:: DIRECTION ::
Each line below should be retyped exactly, with no pictures.

━━━━━ DATA EXTRACT ━━━━━

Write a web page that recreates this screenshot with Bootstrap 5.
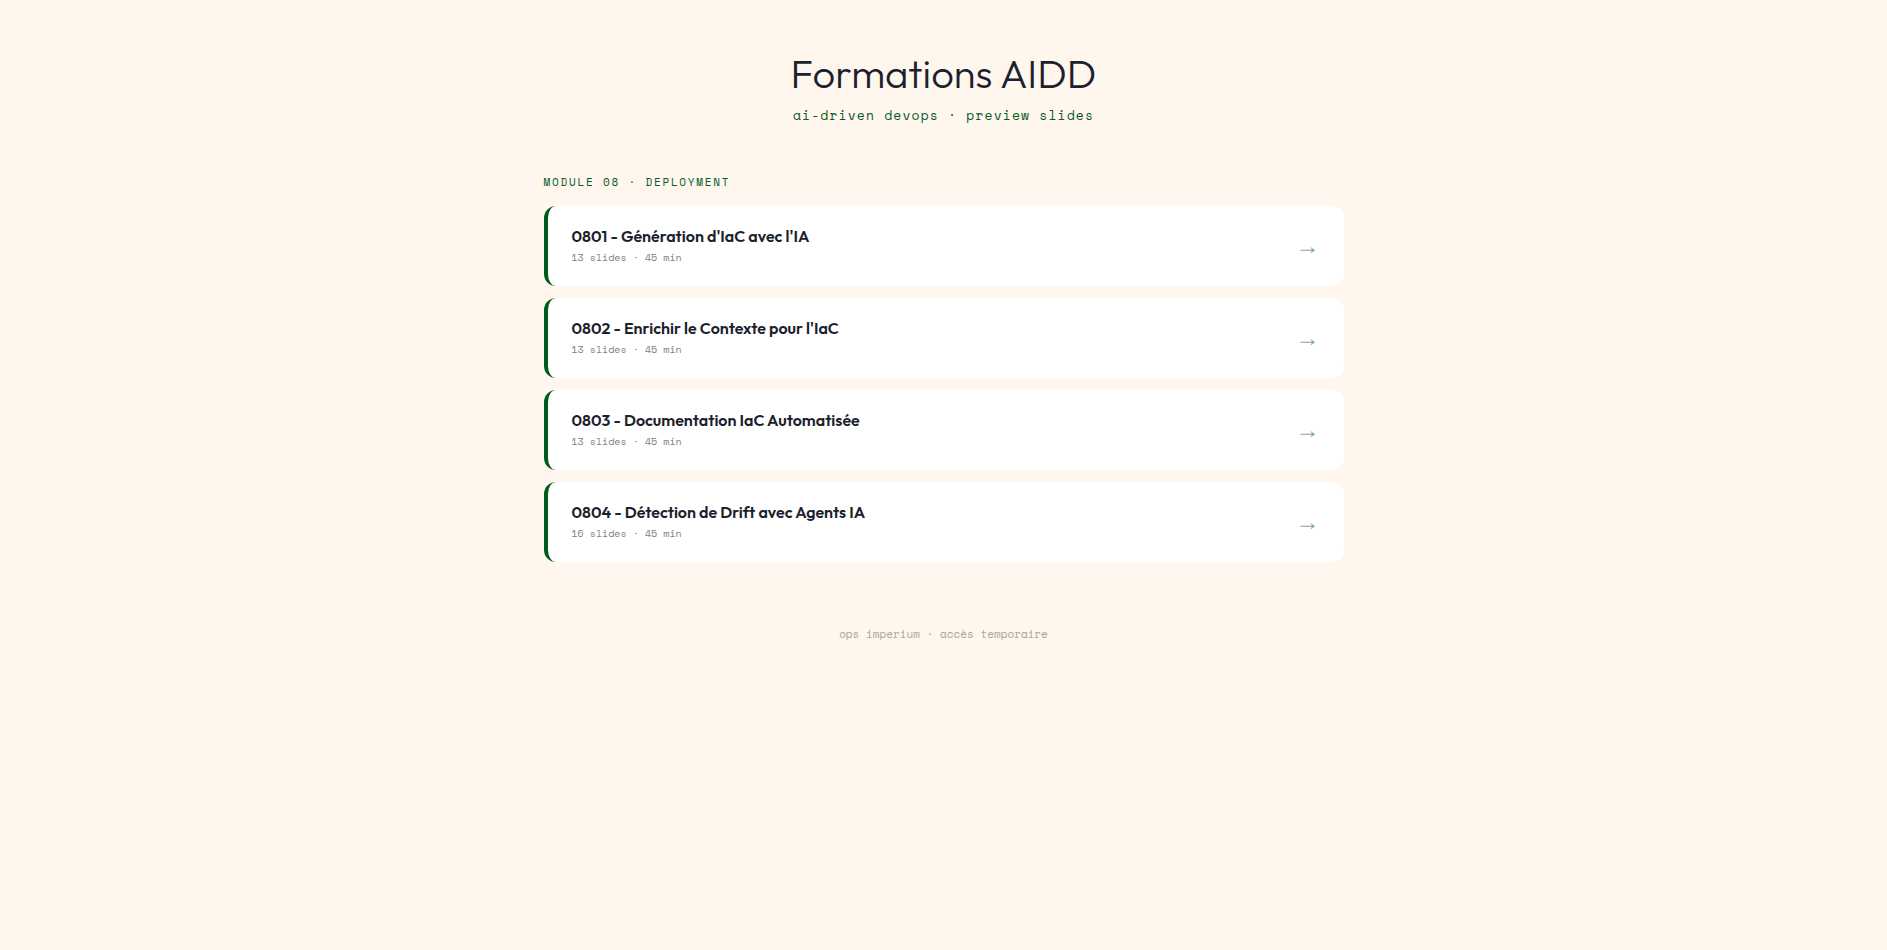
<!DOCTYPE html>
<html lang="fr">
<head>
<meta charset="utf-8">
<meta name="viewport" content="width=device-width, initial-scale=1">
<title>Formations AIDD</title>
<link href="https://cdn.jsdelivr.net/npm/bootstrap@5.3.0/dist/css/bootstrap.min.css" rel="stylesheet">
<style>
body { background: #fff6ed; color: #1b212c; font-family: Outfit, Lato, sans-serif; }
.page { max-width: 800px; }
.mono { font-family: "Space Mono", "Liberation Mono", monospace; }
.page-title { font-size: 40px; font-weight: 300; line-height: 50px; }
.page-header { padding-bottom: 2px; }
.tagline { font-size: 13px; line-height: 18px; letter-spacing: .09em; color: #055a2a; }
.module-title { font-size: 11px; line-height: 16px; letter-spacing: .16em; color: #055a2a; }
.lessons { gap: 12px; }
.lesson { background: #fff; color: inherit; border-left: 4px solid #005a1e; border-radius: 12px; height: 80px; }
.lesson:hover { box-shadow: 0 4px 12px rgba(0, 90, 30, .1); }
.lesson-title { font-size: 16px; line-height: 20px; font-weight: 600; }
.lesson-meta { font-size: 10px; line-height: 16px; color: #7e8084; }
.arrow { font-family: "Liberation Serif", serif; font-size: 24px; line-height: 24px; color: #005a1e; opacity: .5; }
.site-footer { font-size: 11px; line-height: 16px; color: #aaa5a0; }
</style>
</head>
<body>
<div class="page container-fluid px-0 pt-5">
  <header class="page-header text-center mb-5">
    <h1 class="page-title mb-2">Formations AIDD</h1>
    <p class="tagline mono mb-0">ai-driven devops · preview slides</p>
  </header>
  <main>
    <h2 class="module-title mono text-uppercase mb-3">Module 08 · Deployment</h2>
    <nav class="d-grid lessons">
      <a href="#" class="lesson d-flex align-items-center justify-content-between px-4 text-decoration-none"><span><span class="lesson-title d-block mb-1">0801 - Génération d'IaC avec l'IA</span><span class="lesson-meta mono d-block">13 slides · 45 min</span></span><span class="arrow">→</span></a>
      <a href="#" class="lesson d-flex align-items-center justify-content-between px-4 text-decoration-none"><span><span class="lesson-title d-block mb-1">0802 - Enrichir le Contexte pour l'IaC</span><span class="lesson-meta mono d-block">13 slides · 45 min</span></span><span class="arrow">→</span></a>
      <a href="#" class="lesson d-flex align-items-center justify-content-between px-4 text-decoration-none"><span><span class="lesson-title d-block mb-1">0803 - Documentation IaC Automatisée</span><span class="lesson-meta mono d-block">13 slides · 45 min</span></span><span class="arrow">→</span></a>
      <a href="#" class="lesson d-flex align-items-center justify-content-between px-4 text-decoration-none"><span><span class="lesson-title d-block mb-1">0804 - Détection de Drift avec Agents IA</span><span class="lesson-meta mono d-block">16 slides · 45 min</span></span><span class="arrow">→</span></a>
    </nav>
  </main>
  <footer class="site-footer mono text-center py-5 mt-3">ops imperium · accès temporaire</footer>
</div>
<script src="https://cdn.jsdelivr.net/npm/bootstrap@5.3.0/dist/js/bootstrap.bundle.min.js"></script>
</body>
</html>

━━━━━

:: PROBLEM SOLUTION ::
Write a web page that recreates this screenshot with Bootstrap 5.
<!DOCTYPE html>
<html lang="fr">
<head>
<meta charset="utf-8">
<meta name="viewport" content="width=device-width, initial-scale=1">
<title>Formations AIDD</title>
<link href="https://cdn.jsdelivr.net/npm/bootstrap@5.3.0/dist/css/bootstrap.min.css" rel="stylesheet">
<style>
body { background: #fff6ed; color: #1b212c; font-family: Outfit, Lato, sans-serif; }
.page { max-width: 800px; }
.mono { font-family: "Space Mono", "Liberation Mono", monospace; }
.page-title { font-size: 40px; font-weight: 300; line-height: 50px; }
.page-header { padding-bottom: 2px; }
.tagline { font-size: 13px; line-height: 18px; letter-spacing: .09em; color: #055a2a; }
.module-title { font-size: 11px; line-height: 16px; letter-spacing: .16em; color: #055a2a; }
.lessons { gap: 12px; }
.lesson { background: #fff; color: inherit; border-left: 4px solid #005a1e; border-radius: 12px; height: 80px; }
.lesson:hover { box-shadow: 0 4px 12px rgba(0, 90, 30, .1); }
.lesson-title { font-size: 16px; line-height: 20px; font-weight: 600; }
.lesson-meta { font-size: 10px; line-height: 16px; color: #7e8084; }
.arrow { font-family: "Liberation Serif", serif; font-size: 24px; line-height: 24px; color: #005a1e; opacity: .5; }
.site-footer { font-size: 11px; line-height: 16px; color: #aaa5a0; }
</style>
</head>
<body>
<div class="page container-fluid px-0 pt-5">
  <header class="page-header text-center mb-5">
    <h1 class="page-title mb-2">Formations AIDD</h1>
    <p class="tagline mono mb-0">ai-driven devops · preview slides</p>
  </header>
  <main>
    <h2 class="module-title mono text-uppercase mb-3">Module 08 · Deployment</h2>
    <nav class="d-grid lessons">
      <a href="#" class="lesson d-flex align-items-center justify-content-between px-4 text-decoration-none"><span><span class="lesson-title d-block mb-1">0801 - Génération d'IaC avec l'IA</span><span class="lesson-meta mono d-block">13 slides · 45 min</span></span><span class="arrow">→</span></a>
      <a href="#" class="lesson d-flex align-items-center justify-content-between px-4 text-decoration-none"><span><span class="lesson-title d-block mb-1">0802 - Enrichir le Contexte pour l'IaC</span><span class="lesson-meta mono d-block">13 slides · 45 min</span></span><span class="arrow">→</span></a>
      <a href="#" class="lesson d-flex align-items-center justify-content-between px-4 text-decoration-none"><span><span class="lesson-title d-block mb-1">0803 - Documentation IaC Automatisée</span><span class="lesson-meta mono d-block">13 slides · 45 min</span></span><span class="arrow">→</span></a>
      <a href="#" class="lesson d-flex align-items-center justify-content-between px-4 text-decoration-none"><span><span class="lesson-title d-block mb-1">0804 - Détection de Drift avec Agents IA</span><span class="lesson-meta mono d-block">16 slides · 45 min</span></span><span class="arrow">→</span></a>
    </nav>
  </main>
  <footer class="site-footer mono text-center py-5 mt-3">ops imperium · accès temporaire</footer>
</div>
<script src="https://cdn.jsdelivr.net/npm/bootstrap@5.3.0/dist/js/bootstrap.bundle.min.js"></script>
</body>
</html>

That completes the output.